I wish we could go back and take a different path.
Haydnseek
@T. Bombadil: Exactly. Not that different? You obviously don’t know a single fucking thing about North Korea. Oh shit! I just got sucked into my first DougJ troll! Rest assured, it won’t happen again
Steeplejack
@MM:
Good post.
Haydnseek
@Trinity: Of course we’re fed bullshit, but we also have the antidote. In North Korea, not so much.
Haydnseek
@SFAW: You didn’t have to be high to listen to Firesign, but sometimes it added an extra dimension……..
Ohio Mom
@fuckwit: Yes, Yes, The Fairness Doctrine.

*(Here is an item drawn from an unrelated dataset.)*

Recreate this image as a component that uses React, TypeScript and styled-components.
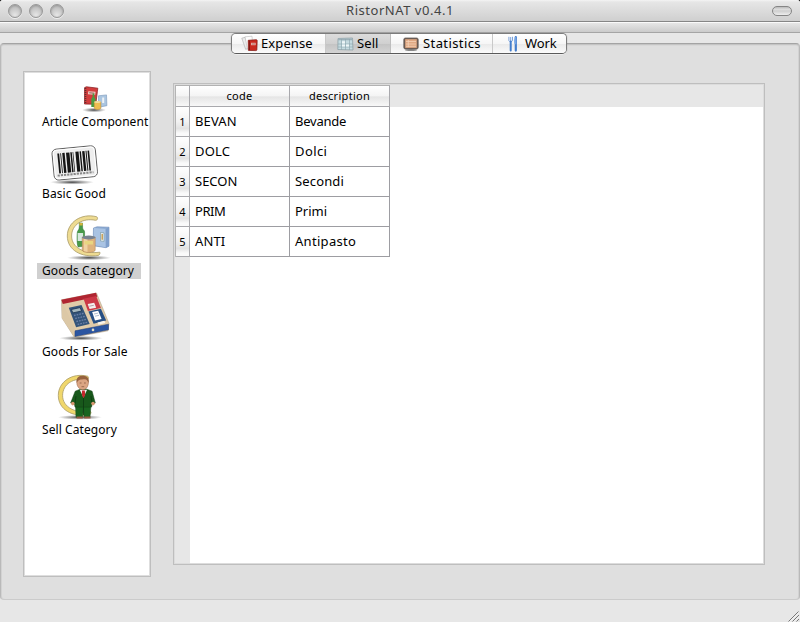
import React from "react";
import styled, { createGlobalStyle } from "styled-components";

const Global = createGlobalStyle`
  * { box-sizing: border-box; }
  html, body { margin: 0; padding: 0; background: #000; }
  body { overflow: hidden; font-family: "Noto Sans", "Open Sans", sans-serif; color: #000; }
`;

const Window = styled.div`
  width: 800px;
  height: 622px;
  display: flex;
  flex-direction: column;
  background: #e7e7e7;
  border-radius: 3px 3px 0 0;
  overflow: hidden;
`;

const TitleBar = styled.header`
  height: 22px;
  flex: none;
  display: grid;
  grid-template-columns: 100px 1fr 100px;
  align-items: center;
  background: linear-gradient(#f4f4f4 0, #e6e6e6 2px, #cfcfcf 21px);
  border-bottom: 1px solid #868686;
`;

const Lights = styled.div`
  display: flex;
  gap: 7px;
  padding-left: 8px;
`;

const Light = styled.span`
  width: 14px;
  height: 14px;
  border-radius: 50%;
  border: 1px solid #989898;
  background: radial-gradient(circle at 50% 85%, #e6e6e6 0, #cacaca 50%, #b4b4b4 100%);
  box-shadow: inset 0 1px 2px #999, 0 1px 0 #eee;
`;

const Title = styled.h1<{ $ls: number }>`
  margin: 0;
  text-align: center;
  font-size: 13px;
  line-height: 20px;
  font-weight: 400;
  color: #444;
  letter-spacing: ${(p) => p.$ls}px;
  padding-bottom: 1px;
`;

const Pill = styled.span`
  justify-self: end;
  width: 20px;
  height: 10px;
  margin-right: 8px;
  border: 1px solid #858585;
  border-radius: 5px;
  background: linear-gradient(#bbb, #ddd 30%, #cfcfcf 50%, #eee);
`;

const ToolStrip = styled.div`
  height: 11px;
  flex: none;
  border-top: 1px solid #fafafa;
  border-bottom: 1px solid #a5a5a5;
  background: linear-gradient(#e6e6e6, #cbcbcb);
`;

const Body = styled.main`
  height: 567px;
  flex: none;
  padding-top: 10px;
`;

const Pane = styled.section`
  height: 557px;
  display: flex;
  flex-direction: column;
  border: 1px solid #b9b9b9;
  border-top: 1px solid #a4a4a4;
  border-bottom: 1px solid #cbcbcb;
  border-radius: 4px;
  background: #dfdfdf;
  box-shadow: inset 0 1px 0 #c4c4c4, inset 0 2px 0 #d8d8d8, inset 1px 0 0 #d2d2d2, inset -1px 0 0 #d2d2d2;
`;

const TabBar = styled.nav`
  width: 336px;
  height: 21px;
  flex: none;
  margin: -11px 0 0 230px;
  display: grid;
  grid-template-columns: 94px 65px 102px 73px;
  border: 1px solid #7c7c7c;
  border-bottom-color: #5a5a5a;
  border-radius: 5px;
  overflow: hidden;
  box-shadow: 0 1px 0 #eee, 0 0 1px #777;
`;

const Tab = styled.button<{ $active?: boolean; $pad: number; $gap: number; $ls: number }>`
  border: 0;
  border-right: 1px solid ${(p) => (p.$active ? "#bdbdbd" : "#c9c9c9")};
  padding: 0 0 0 ${(p) => p.$pad}px;
  display: flex;
  align-items: center;
  gap: ${(p) => p.$gap}px;
  font-family: inherit;
  font-size: 13px;
  line-height: 19px;
  color: #000;
  white-space: nowrap;
  letter-spacing: ${(p) => p.$ls}px;
  background: ${(p) =>
    p.$active
      ? "linear-gradient(#dcdcdc, #d0d0d0 50%, #c3c3c3 51%, #d4d4d4)"
      : "linear-gradient(#fff, #f6f6f6 50%, #e9e9e9 51%, #fbfbfb)"};
  &:last-child { border-right: 0; }
  svg { flex: none; display: block; }
`;

const Columns = styled.div`
  display: flex;
  align-items: flex-start;
  gap: 22px;
  padding: 17px 0 0 22px;
`;

const Sidebar = styled.aside`
  width: 128px;
  height: 506px;
  border: 1px solid #bebebe;
  box-shadow: inset 0 0 0 1px #dedede;
  background: #fff;
  padding: 1px 1px 0 13px;
`;

const Item = styled.div`
  display: flex;
  flex-direction: column;
  align-items: flex-start;
  svg { display: block; }
`;

const ItemLabel = styled.span<{ $selected?: boolean; $ls: number }>`
  height: 16px;
  min-width: ${(p) => (p.$selected ? 104 : 0)}px;
  padding-left: 5px;
  font-size: 12px;
  line-height: 15px;
  white-space: nowrap;
  letter-spacing: ${(p) => p.$ls}px;
  background: ${(p) => (p.$selected ? "#d0d0d0" : "transparent")};
`;

const TableFrame = styled.div`
  width: 592px;
  height: 482px;
  margin-top: 12px;
  border: 1px solid #bebebe;
  box-shadow: inset 0 0 0 1px #dcdcdc;
  padding: 1px;
`;

const TableView = styled.div`
  height: 478px;
  background: linear-gradient(#e7e7e7, #e7e7e7) 0 0 / 100% 22px no-repeat,
    linear-gradient(#e7e7e7, #e7e7e7) 0 0 / 15px 100% no-repeat, #fff;
`;

const Table = styled.div`
  width: 215px;
  display: grid;
  grid-template-columns: 14px 100px 100px;
  grid-template-rows: 22px;
  grid-auto-rows: 30px;
  border-left: 1px solid #b4b4b4;
`;

const HeadCell = styled.div<{ $ls?: number }>`
  border-right: 1px solid #a9a9ad;
  border-bottom: 1px solid #a9a9ad;
  border-top: 1px solid #b2b2b2;
  background: linear-gradient(#fff, #f4f4f4 50%, #e5e5e5 54%, #f8f8f8);
  text-align: center;
  font-size: 11px;
  line-height: 20px;
  letter-spacing: ${(p) => p.$ls ?? 0}px;
`;

const RowHead = styled.div`
  border-right: 1px solid #a9a9ad;
  border-bottom: 1px solid #a9a9ad;
  background: linear-gradient(#fff, #f2f2f2 50%, #e2e2e2 74%, #fafafa 90%);
  text-align: center;
  font-size: 11px;
  line-height: 29px;
`;

const Cell = styled.div<{ $ls: number }>`
  border-right: 1px solid #9d9da2;
  border-bottom: 1px solid #9d9da2;
  background: #fff;
  padding-left: 5px;
  font-size: 13px;
  line-height: 28px;
  letter-spacing: ${(p) => p.$ls}px;
`;

const StatusBar = styled.footer`
  flex: 1;
  display: flex;
  justify-content: flex-end;
  align-items: flex-end;
  svg { display: block; }
`;

const ExpenseIcon = () => (
  <svg width="17" height="17" viewBox="0 0 17 17">
    <path d="M.8 3.2L4 2.3l4 10.5-3.3 1.6z" fill="#ececec" stroke="#aaa" strokeWidth=".6" />
    <path d="M4 1.8l7-.6 1 12-5.5 1z" fill="#fdfdfd" stroke="#bbb" strokeWidth=".6" />
    <path d="M7.2 5.3l8-.6c.6 0 1 .3 1 .9l-.3 9c0 .6-.4 1-1 1l-7.5-.2z" fill="#c9281e" stroke="#7c1814" strokeWidth=".7" />
    <path d="M8.3 5.5l.2 9.6" stroke="#7d1813" strokeWidth="1" />
    <rect x="10" y="7.8" width="4.6" height="2.4" fill="#f2c4bc" />
    <path d="M10.5 9h3.6" stroke="#8d3029" strokeWidth=".7" />
  </svg>
);

const SellIcon = () => (
  <svg width="17" height="14" viewBox="0 0 17 14">
    <path d="M1 1.5l14.5-.5L16 13 .8 12.5z" fill="#c5dbe0" stroke="#8fa2a8" strokeWidth=".8" />
    <path d="M1 1.5h14.8v1.8H1z" fill="#9db0b8" />
    <path d="M1 7h15M1 10h15M4.5 2v11M8.5 2v11M12.5 2v11" stroke="#8ba5ad" strokeWidth=".6" />
    <path d="M5 4.3h3v2.3H5zM9 7.5h3v2H9zM5 7.5h3v2H5z" fill="#eef6f7" />
  </svg>
);

const StatsIcon = () => (
  <svg width="16" height="14" viewBox="0 0 16 14">
    <ellipse cx="8" cy="13" rx="6" ry="1" fill="#888" />
    <rect x=".8" y="1" width="14.4" height="11" rx="1.5" fill="#6a5950" stroke="#6b625d" strokeWidth=".8" />
    <rect x="2.2" y="2.2" width="11.6" height="8.7" fill="#dfa883" />
    <path d="M3 4.5h10M3 7h10M3 9.3h10M5.3 3v7" stroke="#f4d2b6" strokeWidth=".8" />
  </svg>
);

const WorkIcon = () => (
  <svg width="10" height="16" viewBox="0 0 10 16">
    <path d="M.9.8v4c0 1 3.6 1 3.6 0v-4M2.7 1v4" fill="none" stroke="#7da4dc" strokeWidth="1" />
    <path d="M2.7 5.5v9" stroke="#437dcc" strokeWidth="2" strokeLinecap="round" />
    <path d="M7.8 1.2v13.4" stroke="#437dcc" strokeWidth="2.2" strokeLinecap="round" />
    <path d="M7.2 1c-1.3 2-1.2 5-.6 7l1.7.4V1z" fill="#75a5e5" />
  </svg>
);

const Shadow = ({ cx, cy, rx }: { cx: number; cy: number; rx: number }) => (
  <>
    <defs>
      <radialGradient id={`shade${cy}`}>
        <stop offset="0" stopColor="#222" stopOpacity=".85" />
        <stop offset="1" stopColor="#555" stopOpacity="0" />
      </radialGradient>
    </defs>
    <ellipse cx={cx} cy={cy} rx={rx} ry="2.4" fill={`url(#shade${cy})`} />
  </>
);

const Groceries = () => (
  <>
    <path d="M93.5 228l3.5-1.2 12 .4v19l-3 1.5-13-2z" fill="#8fadd4" stroke="#6f8dbb" strokeWidth=".6" />
    <path d="M94 228l11.7 1v18.3L93.6 245z" fill="#a9c3e3" />
    <path d="M105.7 229l3.2-1.8v18.7l-3 1.6z" fill="#7f9fcb" />
    <path d="M100.5 232.5l3.5.4v8.5l-3.5-.5z" fill="#e8edf2" stroke="#688" strokeWidth=".5" />
    <path d="M102.2 234v5.8" stroke="#c49a4b" strokeWidth="1.4" />
    <path d="M79.3 223h3.2l.1 5c.2 2 2 2 2 4v14l-6.5 1c-1.6-4-1.2-15-.4-16 1.5-1.7 1.7-3 1.6-8z" fill="#479a48" stroke="#2d6e31" strokeWidth=".5" />
    <path d="M79.3 223h3.3v2.5h-3.3z" fill="#d3b43d" />
    <path d="M77.6 233h5.5v8h-5.5z" fill="#d8e8de" />
    <path d="M82.2 237v13c0 3.3 13 3.3 13 0v-13z" fill="#dfb37c" stroke="#a77c54" strokeWidth=".5" />
    <path d="M84 239h3.5v13l-3.5-1z" fill="#f0d2a3" />
    <ellipse cx="88.7" cy="237.5" rx="6.7" ry="1.9" fill="#788290" />
    <path d="M84.5 241h8.5v3.5h-8.5z" fill="#e9d681" />
  </>
);

const ArticleArt = () => (
  <svg width="112" height="41" viewBox="37 73 112 41">
    <Shadow cx={94} cy={110} rx={12} />
    <path d="M84.6 87.6l1.8-.8 11.4 1.4-.4 3-1.6 13-11.3-.2z" fill="#d23c3c" stroke="#8d2427" strokeWidth=".8" />
    <path d="M85.5 88v16" stroke="#5d3030" strokeWidth="1.6" strokeDasharray="1 1" />
    <path d="M88.3 91.2l7.2.6-.3 3-7.2-.5z" fill="#f1d5cc" />
    <path d="M89.2 92.8l5.2.4" stroke="#8f4541" strokeWidth=".9" />
    <path d="M98.5 95.8l8-.9.4 10.8-8.4 1.6z" fill="#aac5e0" stroke="#7796b8" strokeWidth=".6" />
    <path d="M102.2 97.5h2v5.5h-2z" fill="#eef2f4" />
    <path d="M92.6 93.5h1.7v3.5l1.2 2v8h-4.2v-8l1.3-2z" fill="#4a9c42" />
    <path d="M94.2 102v6.2c1.5 1.7 5.4 1.7 6.7 0V102z" fill="#eebd50" stroke="#b68838" strokeWidth=".5" />
    <ellipse cx="97.5" cy="102" rx="3.3" ry="1.1" fill="#f3dd9c" />
  </svg>
);

const bars: [number, number][] = [
  [58.3, 1.8], [61.2, 0.8], [63.2, 2.4], [67, 3.4], [71.3, 1.5], [73.6, 0.7],
  [76.4, 3.2], [80.6, 1.4], [83.2, 2.4], [86.6, 1], [88.6, 1.6],
];

const BarcodeArt = () => (
  <svg width="112" height="56" viewBox="37 130 112 56">
    <Shadow cx={72} cy={182.2} rx={22} />
    <g transform="rotate(-5.5 74 163)">
      <rect x="53" y="147.5" width="43.5" height="31" rx="4.5" fill="#eee" stroke="#555" strokeWidth=".9" />
      <rect x="54.2" y="148.7" width="41" height="28.5" rx="3.5" fill="none" stroke="#fff" strokeWidth="1" />
      {bars.map(([x, w]) => (
        <rect key={x} x={x} y="152" width={w} height="20" fill="#151515" />
      ))}
      <path d="M56.5 174h36" stroke="#888" strokeWidth="2" strokeDasharray="2.2 1" />
    </g>
  </svg>
);

const Crescent = ({ dx, dy, fill }: { dx: number; dy: number; fill: string }) => (
  <path
    transform={`translate(${dx} ${dy})`}
    d="M96.5 217.2c-15.5-3.8-29.2 5.8-29.2 19.3 0 13.8 13.7 22 31.2 19.4.9-.2 2-2.6 1.3-3.2-15.2 2-28.2-4.4-28.2-16.2 0-11.3 11-18.4 24-15.7 1.8.3 2.8-2.9.9-3.6z"
    fill={fill}
    stroke="#a99c6a"
    strokeWidth=".8"
  />
);

const GoodsCategoryArt = () => (
  <svg width="112" height="61" viewBox="37 202 112 61">
    <Shadow cx={89} cy={257.8} rx={22} />
    <Crescent dx={0} dy={-.5} fill="#eedb91" />
    <Groceries />
  </svg>
);

const RegisterArt = () => (
  <svg width="112" height="65" viewBox="37 279 112 65">
    <Shadow cx={81} cy={338.2} rx={22} />
    <path d="M61.5 299.8l35-6.8 12.5 30.5-1 7.3-33.7 6.4L62 318z" fill="#e0cba9" stroke="#ad9b7f" strokeWidth=".5" />
    <path d="M62 301.5l12.5 26v9.3L62 318z" fill="#dcc8a6" />
    <path d="M61.3 299.8l34.7-7 1.3 4-34.5 7.2z" fill="#af2531" />
    <path d="M83.5 298.7l12.7-2.7 4.7 12-13 2.9z" fill="#cb3846" />
    <path d="M87.7 304l6.5-1.2 2 5-6.6 1.3z" fill="#f3eeee" />
    <path d="M89.3 306.2l4.5-.9" stroke="#9b7780" strokeWidth=".7" />
    <path d="M88.4 311.5l12.5-2.8 5.3 11.8-12.6 3.2z" fill="#285085" />
    <path d="M92.2 312l6-1.2 3.4 8.2-6.6 1.6z" fill="#fff" />
    <path d="M94 314l4-.9M95 316.2l4-.9" stroke="#8ba0bc" strokeWidth=".7" />
    <path d="M68.8 307.7l12.7-2.8 8.2 19-13.6 3.4z" fill="#34547a" />
    <path d="M71.3 309.5l8.8-1.9 1.5 3.4-8.7 1.9z" fill="#a4b6bd" stroke="#17304e" strokeWidth=".8" />
    <path d="M74 315.5l10-2.2M75.2 318.5l10-2.2M76.4 321.5l10-2.2M77.6 324.4l10-2.2" stroke="#6c80a8" strokeWidth="1.3" strokeDasharray="1.7 1" />
    <path d="M97.5 322.6l6.8-1.8 1 2.2-6.8 1.8z" fill="#f8f4ec" />
    <path d="M75 330.8l33.5-6.6v5.6l-33.6 6.8z" fill="#2b55a1" stroke="#203e79" strokeWidth=".5" />
    <circle cx="93" cy="329.9" r="1.3" fill="#e3ddc6" />
  </svg>
);

const SellCategoryArt = () => (
  <svg width="112" height="62" viewBox="37 360 112 62">
    <Shadow cx={80} cy={417.3} rx={22} />
    <Crescent dx={-9} dy={159} fill="#f0d76c" />
    <path d="M75.5 405h15.5l-1 12.3h-5.9l-.7-9-.8 9H76z" fill="#19651f" stroke="#174b1c" strokeWidth=".5" />
    <path d="M75.2 391.2l5.5-2.2h5.6l5.8 2.2 3.2 11.8-3.2 1.6-.6 2.5h-16.5l-.5-2.5-3.9-1.6z" fill="#18581b" stroke="#103d14" strokeWidth=".5" />
    <path d="M76 396l-1 8M91 396l1 8" stroke="#0d3a12" strokeWidth=".8" />
    <path d="M79.7 389.7h7.4l-3.6 7.8z" fill="#f5eeee" />
    <path d="M82.1 390.5h2.7l.4 4.5-1.7 3.2-1.6-3.2z" fill="#c7272d" />
    <path d="M83.5 398v17" stroke="#0c3812" strokeWidth=".8" />
    <path d="M77 384.5c-.9-5.8 2.3-7.8 5.7-7.8 4.6 0 6.5 3 5.5 7.8-.6 3.2-2.8 5.2-5.4 5.2s-5-2-5.8-5.2z" fill="#dba583" stroke="#986244" strokeWidth=".5" />
    <path d="M76.7 383c-1-5.8 2.4-7.3 6-7.3 4.4 0 6.8 2.3 5.8 7.3-1.2-2.5-1.4-3.5-4.3-3.7-3 .2-5.9-.1-7.5 3.7z" fill="#96623e" />
    <path d="M79.7 383h1.8M84 383h1.8M81.5 386.7h2.7" stroke="#8a5a45" strokeWidth=".8" />
    <circle cx="72.8" cy="403.6" r="1.8" fill="#d69770" />
    <circle cx="93" cy="403.6" r="1.8" fill="#d69770" />
    <path d="M76.5 416.5h6.3v2h-6.3zM84.2 416.5h6.3v2h-6.3z" fill="#95593f" />
  </svg>
);

const items = [
  { label: "Article Component", Art: ArticleArt, ls: 0.05 },
  { label: "Basic Good", Art: BarcodeArt, ls: 0.1 },
  { label: "Goods Category", Art: GoodsCategoryArt, ls: 0.1, selected: true },
  { label: "Goods For Sale", Art: RegisterArt, ls: 0.1 },
  { label: "Sell Category", Art: SellCategoryArt, ls: 0.08 },
];

const rows = [
  { code: "BEVAN", name: "Bevande", codeLs: 0.1, nameLs: -0.25 },
  { code: "DOLC", name: "Dolci", codeLs: 0.15, nameLs: 0.4 },
  { code: "SECON", name: "Secondi", codeLs: 0, nameLs: 0.15 },
  { code: "PRIM", name: "Primi", codeLs: -0.45, nameLs: 0 },
  { code: "ANTI", name: "Antipasto", codeLs: 0.1, nameLs: 0.3 },
];

export default function App() {
  return (
    <>
      <Global />
      <Window>
        <TitleBar>
          <Lights>
            <Light />
            <Light />
            <Light />
          </Lights>
          <Title $ls={0.53}>RistorNAT v0.4.1</Title>
          <Pill />
        </TitleBar>
        <ToolStrip />
        <Body>
          <Pane>
            <TabBar>
              <Tab $pad={9} $gap={3} $ls={0.1}><ExpenseIcon />Expense</Tab>
              <Tab $active $pad={11} $gap={3} $ls={0.1}><SellIcon />Sell</Tab>
              <Tab $pad={12} $gap={4} $ls={0.4}><StatsIcon />Statistics</Tab>
              <Tab $pad={15} $gap={7} $ls={-0.1}><WorkIcon />Work</Tab>
            </TabBar>
            <Columns>
              <Sidebar>
                {items.map(({ label, Art, ls, selected }) => (
                  <Item key={label}>
                    <Art />
                    <ItemLabel $ls={ls} $selected={selected}>{label}</ItemLabel>
                  </Item>
                ))}
              </Sidebar>
              <TableFrame>
                <TableView>
                  <Table>
                    <HeadCell />
                    <HeadCell $ls={0.3}>code</HeadCell>
                    <HeadCell $ls={0.3}>description</HeadCell>
                    {rows.map((r, i) => (
                      <React.Fragment key={r.code}>
                        <RowHead>{i + 1}</RowHead>
                        <Cell $ls={r.codeLs}>{r.code}</Cell>
                        <Cell $ls={r.nameLs}>{r.name}</Cell>
                      </React.Fragment>
                    ))}
                  </Table>
                </TableView>
              </TableFrame>
            </Columns>
          </Pane>
        </Body>
        <StatusBar>
          <svg width="13" height="13" viewBox="0 0 13 13">
            <path d="M1.5 12.5l10-10M5.5 12.5l6.5-6.5M9.5 12.5l2.5-2.5" stroke="#777" strokeWidth="1" />
            <path d="M2.5 12.8L12 3.5M6.5 12.8L12.5 7" stroke="#fafafa" strokeWidth=".7" />
          </svg>
        </StatusBar>
      </Window>
    </>
  );
}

There wouldn’t be a such thing as Rush Limbaugh if we still had the Fairness Doctrine, which, as described in Ezra Klein’s “Everything you need to Know about the Fairness Doctrine in One Post,” included that:
“…programs on politics were required to include opposing opinions on the topic under discussion. Broadcasters had an active duty to determine the spectrum of views on a given issue and include those people best suited to representing those views in their programming.
Additionally, the rule mandated that broadcasters alert anyone subject to a personal attack in their programming and give them a chance to respond, and required any broadcasters who endorse political candidates to invite other candidates to respond…”
It all sounds so quaint now.
SFAW
@Haydnseek:
I understand, not really judging anyone. I just thought it was unusual that I never did. Might explain why I remember it, after 40 years. Or not.
Brother Shotgun of Sweet Reason
@Ohio Mom: But the Fairness Doctrine applies to the public broadcast spectrum. Once cable took over and the signal went on on privately-owned wires instead of public airwaves, the Doctrine was doomed. Maybe not even legal.
Terry Chay
@Maude: he was fired for using company money for the affai and to possibly cover up the affair. The fact that he had it didn’t register a blip… Else Larry Ellison would have been fired every day of his married life.
Terry Chay
@Maude: he was fired for using company money for the affai and to possibly cover up the affair. The fact that he had it didn’t register a blip… Else Larry Ellison would have been fired every day of his married life.